Weak subintegral closure of ideals

TL;DR

This paper explores the weak subintegral closure of ideals, providing geometric interpretations, new characterizations, and a valuative criterion, linking algebraic properties with stratification conditions.

Contribution

It introduces new characterizations and a valuative criterion for weak subintegral closure, and defines a novel relative closure operation for modules.

Findings

Characterization of weak subintegral closure of ideals

Introduction of the ideal I_> related to Rees valuations

A new valuative criterion for membership in the closure

Abstract

We describe some basic facts about the weak subintegral closure of ideals in both the algebraic and complex-analytic settings.
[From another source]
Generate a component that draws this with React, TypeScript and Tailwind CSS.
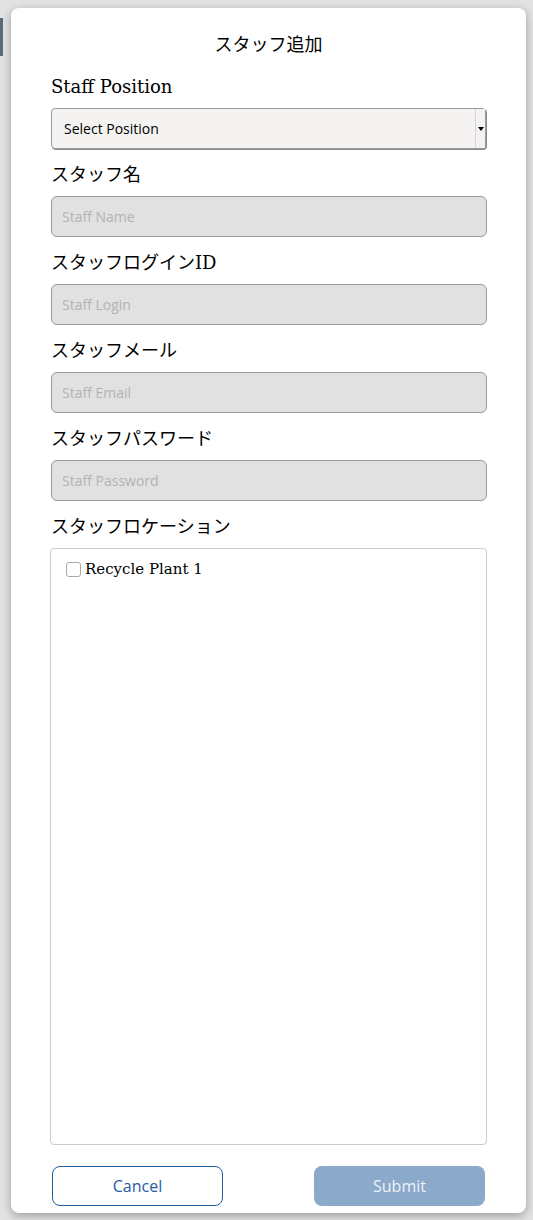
import React from "react";

const jp = { fontFamily: '"DejaVu Serif", "Noto Sans CJK JP", serif' };
const sans = { fontFamily: '"Open Sans", "Noto Sans", sans-serif' };

function Label({ children, first }: { children: React.ReactNode; first?: boolean }) {
  return (
    <div
      className={`text-[18px] leading-6 text-black ${first ? "pt-0" : "pt-[14px]"} pb-[9px]`}
      style={jp}
    >
      {children}
    </div>
  );
}

function Field({ placeholder }: { placeholder: string }) {
  return (
    <input
      placeholder={placeholder}
      disabled
      className="block w-[436px] h-[41px] rounded-[6px] border border-[#9a9a9a] bg-[#e1e1e1] px-[10px] text-[14px] placeholder:text-[#b3b3b3]"
      style={sans}
    />
  );
}

export default function App() {
  return (
    <div className="relative w-[533px] h-[1220px] bg-[#e2e2e2] overflow-hidden">
      <div className="absolute left-0 top-[18px] w-[3px] h-[38px] bg-[#5d6b78]" />
      <div className="absolute left-[11px] top-[8px] w-[515px] h-[1205px] bg-white rounded-[8px] shadow-[0_3px_10px_rgba(0,0,0,0.3)] pl-[40px] pr-[39px] pt-[23px] flex flex-col">
        <div
          className="text-center text-[18px] leading-6 text-black pb-[20px] -ml-[1px]"
          style={{ fontFamily: '"Noto Sans CJK JP", sans-serif' }}
        >
          スタッフ追加
        </div>
        <Label first>Staff Position</Label>
        <div className="relative w-[435px] h-[41px] rounded-[4px] border border-[#9a9a9a] bg-[#f4f3f1] flex items-center shadow-[1px_1px_0_#8a8a8a]">
          <span className="pl-[12px] text-[14px] text-black" style={sans}>
            Select Position
          </span>
          <div className="absolute right-0 top-0 bottom-0 w-[10px] border-l border-[#d6d6d6] bg-[#f4f3f1] flex items-center justify-center">
            <div className="w-0 h-0 border-l-[3px] border-r-[3px] border-t-[4px] border-l-transparent border-r-transparent border-t-black" />
          </div>
        </div>
        <Label>スタッフ名</Label>
        <Field placeholder="Staff Name" />
        <Label>スタッフログインID</Label>
        <Field placeholder="Staff Login" />
        <Label>スタッフメール</Label>
        <Field placeholder="Staff Email" />
        <Label>スタッフパスワード</Label>
        <Field placeholder="Staff Password" />
        <Label>スタッフロケーション</Label>
        <div className="-ml-[1px] w-[437px] h-[597px] rounded-[4px] border border-[#cccccc] pt-[9px] pl-[15px]">
          <label className="flex items-center gap-[4px] text-[15px] text-black" style={jp}>
            <span className="inline-block w-[15px] h-[15px] border border-[#aaa] rounded-[3px] bg-white" />
            Recycle Plant 1
          </label>
        </div>
        <div className="mt-[21px] flex justify-between pl-[1px] pr-[2px]">
          <button
            className="w-[171px] h-[40px] rounded-[8px] border border-[#1f5ba3] bg-white text-[#1f5ba3] text-[16px]"
            style={sans}
          >
            Cancel
          </button>
          <button
            className="w-[171px] h-[40px] rounded-[8px] bg-[#8aa9cb] text-[#eef2f7] text-[16px]"
            style={sans}
          >
            Submit
          </button>
        </div>
      </div>
    </div>
  );
}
We focus on the analogy between results on the integral closure of ideals and modules and the weak subintegral closure of an ideal. We start by giving a geometric interpretation of the Reid-Roberts-Singh criterion for when an element is weakly subintegral over a subring. We give new characterizations of the weak subintegral closure of an ideal. We associate with an ideal $I$ of a ring $A$ an ideal $I_>$, which consists of all elements of $A$ such that $v(a)>v(I)$, for all Rees valuations $v$ of $I$. The ideal $I_>$ plays an important role in conditions from stratification theory such as Whitney's condition A and Thom's condition $A_f$ and is contained in every reduction of $I$. We close with a valuative criterion for when an element is in the weak subintegral closure of an ideal. For this, we introduce a new closure operation for a pair of modules, which we call relative closure.